- What you will do
Every line below is to be quoted exactly, with nothing added or dropped.

- Recorded information
╔══
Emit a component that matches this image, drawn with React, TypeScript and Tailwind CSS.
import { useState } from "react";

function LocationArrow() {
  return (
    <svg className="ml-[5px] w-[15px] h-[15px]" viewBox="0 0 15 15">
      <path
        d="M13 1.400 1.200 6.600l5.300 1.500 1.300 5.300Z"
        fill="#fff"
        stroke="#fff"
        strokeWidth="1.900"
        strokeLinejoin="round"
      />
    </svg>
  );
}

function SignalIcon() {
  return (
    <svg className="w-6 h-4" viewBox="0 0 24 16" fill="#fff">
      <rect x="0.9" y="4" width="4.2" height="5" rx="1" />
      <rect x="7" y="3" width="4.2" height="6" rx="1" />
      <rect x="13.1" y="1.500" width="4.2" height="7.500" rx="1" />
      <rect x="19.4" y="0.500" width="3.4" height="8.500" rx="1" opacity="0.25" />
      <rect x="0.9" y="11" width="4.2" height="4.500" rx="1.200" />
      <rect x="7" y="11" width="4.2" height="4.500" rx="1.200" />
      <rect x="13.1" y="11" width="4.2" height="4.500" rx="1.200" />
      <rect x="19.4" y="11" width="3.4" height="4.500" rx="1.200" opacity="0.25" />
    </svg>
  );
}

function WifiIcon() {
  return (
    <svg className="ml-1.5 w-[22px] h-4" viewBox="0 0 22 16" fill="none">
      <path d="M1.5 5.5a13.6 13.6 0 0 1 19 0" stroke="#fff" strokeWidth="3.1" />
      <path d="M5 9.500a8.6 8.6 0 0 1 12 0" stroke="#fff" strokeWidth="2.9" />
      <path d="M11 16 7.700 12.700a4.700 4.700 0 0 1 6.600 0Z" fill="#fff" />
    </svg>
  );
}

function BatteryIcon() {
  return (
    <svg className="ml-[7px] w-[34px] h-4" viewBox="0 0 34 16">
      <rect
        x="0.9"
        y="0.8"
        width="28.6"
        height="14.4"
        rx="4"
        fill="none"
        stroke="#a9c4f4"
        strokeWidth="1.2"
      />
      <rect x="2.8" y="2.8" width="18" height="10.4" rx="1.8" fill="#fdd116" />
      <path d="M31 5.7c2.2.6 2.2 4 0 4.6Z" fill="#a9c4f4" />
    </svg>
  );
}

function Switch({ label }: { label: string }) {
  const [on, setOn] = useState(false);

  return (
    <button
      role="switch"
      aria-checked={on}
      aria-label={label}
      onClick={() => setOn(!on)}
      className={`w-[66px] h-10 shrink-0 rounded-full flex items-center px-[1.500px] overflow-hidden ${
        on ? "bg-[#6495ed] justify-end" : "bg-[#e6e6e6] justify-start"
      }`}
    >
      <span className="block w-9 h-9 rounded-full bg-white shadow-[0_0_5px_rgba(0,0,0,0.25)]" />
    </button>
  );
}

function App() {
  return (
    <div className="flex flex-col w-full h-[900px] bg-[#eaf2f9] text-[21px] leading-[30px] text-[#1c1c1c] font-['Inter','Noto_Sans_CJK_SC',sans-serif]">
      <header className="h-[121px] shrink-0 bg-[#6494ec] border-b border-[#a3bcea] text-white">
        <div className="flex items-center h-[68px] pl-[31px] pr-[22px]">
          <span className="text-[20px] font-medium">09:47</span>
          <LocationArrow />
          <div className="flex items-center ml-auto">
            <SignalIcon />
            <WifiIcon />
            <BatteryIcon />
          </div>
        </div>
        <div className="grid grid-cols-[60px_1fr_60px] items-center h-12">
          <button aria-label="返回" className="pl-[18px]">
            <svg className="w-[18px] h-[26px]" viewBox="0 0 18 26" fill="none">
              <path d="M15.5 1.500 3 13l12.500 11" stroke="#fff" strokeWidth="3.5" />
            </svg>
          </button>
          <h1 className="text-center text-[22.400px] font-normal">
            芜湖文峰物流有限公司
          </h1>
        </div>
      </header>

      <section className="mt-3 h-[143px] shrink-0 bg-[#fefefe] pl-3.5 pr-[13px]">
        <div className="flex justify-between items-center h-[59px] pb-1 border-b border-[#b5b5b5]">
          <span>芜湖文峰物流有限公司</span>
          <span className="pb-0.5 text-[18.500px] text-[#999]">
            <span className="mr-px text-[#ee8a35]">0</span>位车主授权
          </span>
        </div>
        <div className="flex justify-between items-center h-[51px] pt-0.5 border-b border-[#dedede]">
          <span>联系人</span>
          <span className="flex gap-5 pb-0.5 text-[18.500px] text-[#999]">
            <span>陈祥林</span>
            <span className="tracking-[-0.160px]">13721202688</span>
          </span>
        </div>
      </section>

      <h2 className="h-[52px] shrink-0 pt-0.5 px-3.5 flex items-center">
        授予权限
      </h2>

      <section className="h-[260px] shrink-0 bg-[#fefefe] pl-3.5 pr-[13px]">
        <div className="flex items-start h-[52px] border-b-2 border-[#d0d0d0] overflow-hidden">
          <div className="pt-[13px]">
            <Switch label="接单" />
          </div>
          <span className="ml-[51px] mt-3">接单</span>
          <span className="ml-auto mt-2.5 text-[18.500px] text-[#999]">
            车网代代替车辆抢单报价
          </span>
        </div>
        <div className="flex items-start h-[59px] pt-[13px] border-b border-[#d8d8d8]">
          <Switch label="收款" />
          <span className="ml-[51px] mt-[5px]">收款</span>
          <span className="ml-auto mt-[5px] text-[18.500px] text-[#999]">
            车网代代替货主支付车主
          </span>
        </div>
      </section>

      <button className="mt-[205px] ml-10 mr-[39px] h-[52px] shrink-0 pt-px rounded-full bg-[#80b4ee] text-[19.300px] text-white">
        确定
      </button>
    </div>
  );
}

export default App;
╚══
- Answer to this exercise
Emit a component that matches this image, drawn with React, TypeScript and Tailwind CSS.
import { useState } from "react";

function LocationArrow() {
  return (
    <svg className="ml-[5px] w-[15px] h-[15px]" viewBox="0 0 15 15">
      <path
        d="M13 1.400 1.200 6.600l5.300 1.500 1.300 5.300Z"
        fill="#fff"
        stroke="#fff"
        strokeWidth="1.900"
        strokeLinejoin="round"
      />
    </svg>
  );
}

function SignalIcon() {
  return (
    <svg className="w-6 h-4" viewBox="0 0 24 16" fill="#fff">
      <rect x="0.9" y="4" width="4.2" height="5" rx="1" />
      <rect x="7" y="3" width="4.2" height="6" rx="1" />
      <rect x="13.1" y="1.500" width="4.2" height="7.500" rx="1" />
      <rect x="19.4" y="0.500" width="3.4" height="8.500" rx="1" opacity="0.25" />
      <rect x="0.9" y="11" width="4.2" height="4.500" rx="1.200" />
      <rect x="7" y="11" width="4.2" height="4.500" rx="1.200" />
      <rect x="13.1" y="11" width="4.2" height="4.500" rx="1.200" />
      <rect x="19.4" y="11" width="3.4" height="4.500" rx="1.200" opacity="0.25" />
    </svg>
  );
}

function WifiIcon() {
  return (
    <svg className="ml-1.5 w-[22px] h-4" viewBox="0 0 22 16" fill="none">
      <path d="M1.5 5.5a13.6 13.6 0 0 1 19 0" stroke="#fff" strokeWidth="3.1" />
      <path d="M5 9.500a8.6 8.6 0 0 1 12 0" stroke="#fff" strokeWidth="2.9" />
      <path d="M11 16 7.700 12.700a4.700 4.700 0 0 1 6.600 0Z" fill="#fff" />
    </svg>
  );
}

function BatteryIcon() {
  return (
    <svg className="ml-[7px] w-[34px] h-4" viewBox="0 0 34 16">
      <rect
        x="0.9"
        y="0.8"
        width="28.6"
        height="14.4"
        rx="4"
        fill="none"
        stroke="#a9c4f4"
        strokeWidth="1.2"
      />
      <rect x="2.8" y="2.8" width="18" height="10.4" rx="1.8" fill="#fdd116" />
      <path d="M31 5.7c2.2.6 2.2 4 0 4.6Z" fill="#a9c4f4" />
    </svg>
  );
}

function Switch({ label }: { label: string }) {
  const [on, setOn] = useState(false);

  return (
    <button
      role="switch"
      aria-checked={on}
      aria-label={label}
      onClick={() => setOn(!on)}
      className={`w-[66px] h-10 shrink-0 rounded-full flex items-center px-[1.500px] overflow-hidden ${
        on ? "bg-[#6495ed] justify-end" : "bg-[#e6e6e6] justify-start"
      }`}
    >
      <span className="block w-9 h-9 rounded-full bg-white shadow-[0_0_5px_rgba(0,0,0,0.25)]" />
    </button>
  );
}

function App() {
  return (
    <div className="flex flex-col w-full h-[900px] bg-[#eaf2f9] text-[21px] leading-[30px] text-[#1c1c1c] font-['Inter','Noto_Sans_CJK_SC',sans-serif]">
      <header className="h-[121px] shrink-0 bg-[#6494ec] border-b border-[#a3bcea] text-white">
        <div className="flex items-center h-[68px] pl-[31px] pr-[22px]">
          <span className="text-[20px] font-medium">09:47</span>
          <LocationArrow />
          <div className="flex items-center ml-auto">
            <SignalIcon />
            <WifiIcon />
            <BatteryIcon />
          </div>
        </div>
        <div className="grid grid-cols-[60px_1fr_60px] items-center h-12">
          <button aria-label="返回" className="pl-[18px]">
            <svg className="w-[18px] h-[26px]" viewBox="0 0 18 26" fill="none">
              <path d="M15.5 1.500 3 13l12.500 11" stroke="#fff" strokeWidth="3.5" />
            </svg>
          </button>
          <h1 className="text-center text-[22.400px] font-normal">
            芜湖文峰物流有限公司
          </h1>
        </div>
      </header>

      <section className="mt-3 h-[143px] shrink-0 bg-[#fefefe] pl-3.5 pr-[13px]">
        <div className="flex justify-between items-center h-[59px] pb-1 border-b border-[#b5b5b5]">
          <span>芜湖文峰物流有限公司</span>
          <span className="pb-0.5 text-[18.500px] text-[#999]">
            <span className="mr-px text-[#ee8a35]">0</span>位车主授权
          </span>
        </div>
        <div className="flex justify-between items-center h-[51px] pt-0.5 border-b border-[#dedede]">
          <span>联系人</span>
          <span className="flex gap-5 pb-0.5 text-[18.500px] text-[#999]">
            <span>陈祥林</span>
            <span className="tracking-[-0.160px]">13721202688</span>
          </span>
        </div>
      </section>

      <h2 className="h-[52px] shrink-0 pt-0.5 px-3.5 flex items-center">
        授予权限
      </h2>

      <section className="h-[260px] shrink-0 bg-[#fefefe] pl-3.5 pr-[13px]">
        <div className="flex items-start h-[52px] border-b-2 border-[#d0d0d0] overflow-hidden">
          <div className="pt-[13px]">
            <Switch label="接单" />
          </div>
          <span className="ml-[51px] mt-3">接单</span>
          <span className="ml-auto mt-2.5 text-[18.500px] text-[#999]">
            车网代代替车辆抢单报价
          </span>
        </div>
        <div className="flex items-start h-[59px] pt-[13px] border-b border-[#d8d8d8]">
          <Switch label="收款" />
          <span className="ml-[51px] mt-[5px]">收款</span>
          <span className="ml-auto mt-[5px] text-[18.500px] text-[#999]">
            车网代代替货主支付车主
          </span>
        </div>
      </section>

      <button className="mt-[205px] ml-10 mr-[39px] h-[52px] shrink-0 pt-px rounded-full bg-[#80b4ee] text-[19.300px] text-white">
        确定
      </button>
    </div>
  );
}

export default App;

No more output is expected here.